In the Indian Ocean area besides the Chinese activity in developing facilities in Myanmar, Pakistan, and Sri Lanka, the Chinese Navy has taken an active interest in the anti-piracy mission and are wooing littoral nations of Africa. The Chinese are by no means a threat to the Indian position in the ocean today. But you would be foolhardy to suggest that they will not be so tomorrow.
The choice before India is stark—stand up, or kowtow. The second is really no option for a country of India’s size that measures up well with China in virtually every element of national power. India cannot turn away from its historical destiny of being one of Asia’s big powers to stand aside from regional responsibilities will have serious consequences for the global balance of power, the stability of our region, and indeed our homeland security. In this interdependent world, there is no opting out.
The issue then is straightforward— should India be part of a coalition to stand up to a rising China which is becoming more truculent by the day, or should it retain its strategic autonomy and stand on its own as one of the poles in the global order ?

Coalition

Both options are attractive and doable.
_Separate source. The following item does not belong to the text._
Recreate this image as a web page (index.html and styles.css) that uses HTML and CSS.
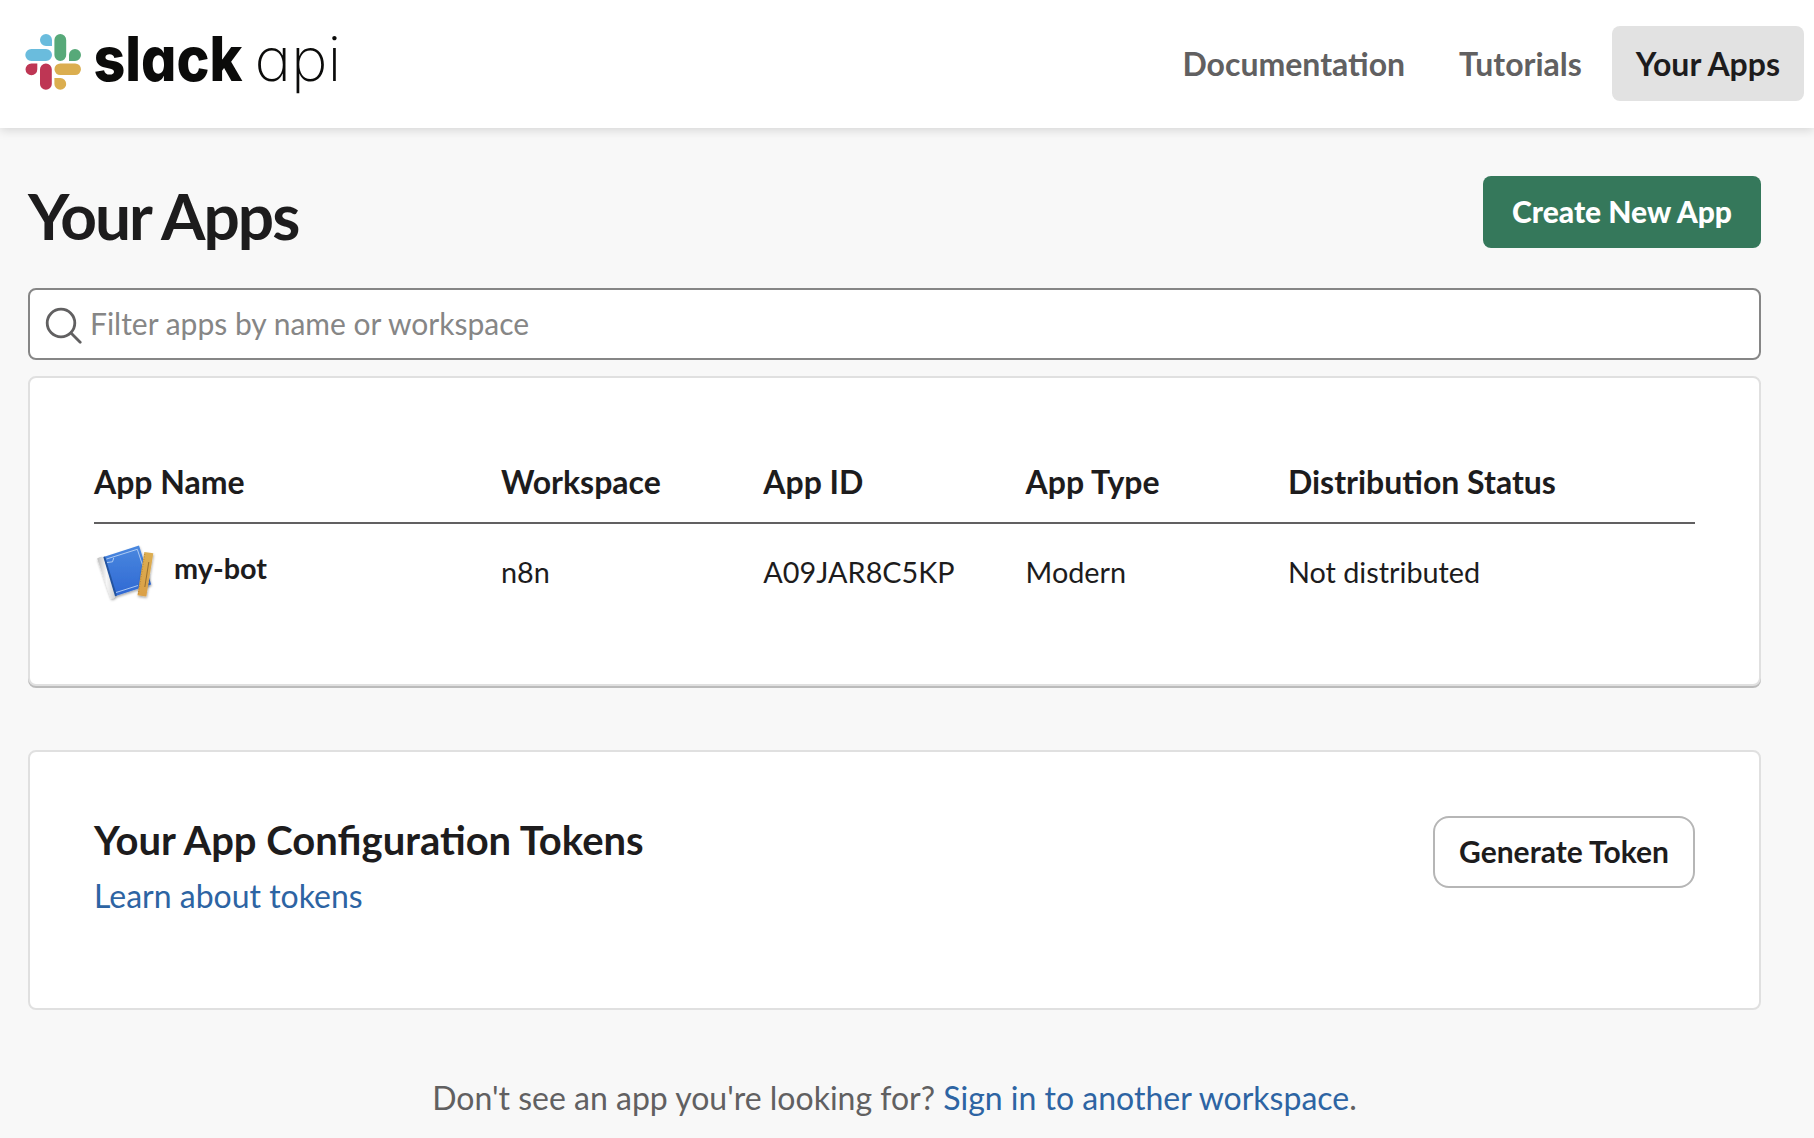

For a variety of reasons, the rise of India has not been viewed as threatening by anyone. Indeed, the world’s foremost power—the US— sees it as a positively useful development. This was the reason why an unnamed US official had declared in 2005, on the eve of US Secretary of State Condoleezza Rice’s visit to New Delhi, that the US “goal is to help India become a major world power in the 21st century.”
In the heady years following this, India was active with the US, Japan and Australia and there was talk of an Asian coalition of democracies. But the idea of a Quad security dialogue was proposed and quickly abandoned. After the economic crisis of 2008-9, and America’s current difficulties, it seems to have been forgotten, even though the countries in question maintain “strategic” ties bilaterally and have even held joint naval exercises.
The American moves towards India have not been based on philanthropy for which that great nation is well known for. It has been based on a sharp perception of American interests. Equally, the manner in which India grabbed the US offer of the Indo-US nuclear deal showed how we could also see the main chance when offered.

Autonomy

But there remain strong forces within India suggesting that we stand by ourselves on matters relating to foreign and security policy. In some measure this is a hangover of the era of non-alignment and to some extent it is a valid argument for a model where India sees itself as one pole in a multi-polar world, one that should stay out of other’s problems and concentrate on building up its own capacities. It is also the bitter lesson learnt from the experience of dealing with the US whose ruthless devotion of its national interests have caused us much harm in the past, and could well do so again, in relation to Pakistan.
Alarmingly, though, it is more likely a consequence of an inability of our political class to provide the leadership needed by the country to cope with the demands of the era.
Stephen P. Cohen and Sunil Das Gupta have hit the nail on the head by their analysis of Indian military policy, titled evocatively, Arming without Aiming: India’s Military Modernisation. Their major conclusion is that India’s military modernisation for which the country is likely to import some $100 billion worth of arms, is haphazard and lacks political direction or a strategic-military purpose.
After an initial flurry of activity to implement the GoM Report of 2003 and incorporate the armed forces into the larger decision-making process of the country, things have stalled. So today a military buildup continues sans a grand strategy. The major reason for this is the lack of a integration of the military and civilian elements of national power.
At a simplistic level, the duty of the armed forces is to secure the country and its air space and guard its sea-lanes, but that alone cannot be their utility. Nations do not invest vast sums of money to get their armed forces to merely do chowkidari (guard duty). They have a larger function in the promoting the country’s standing in the world and expanding its sphere of influence.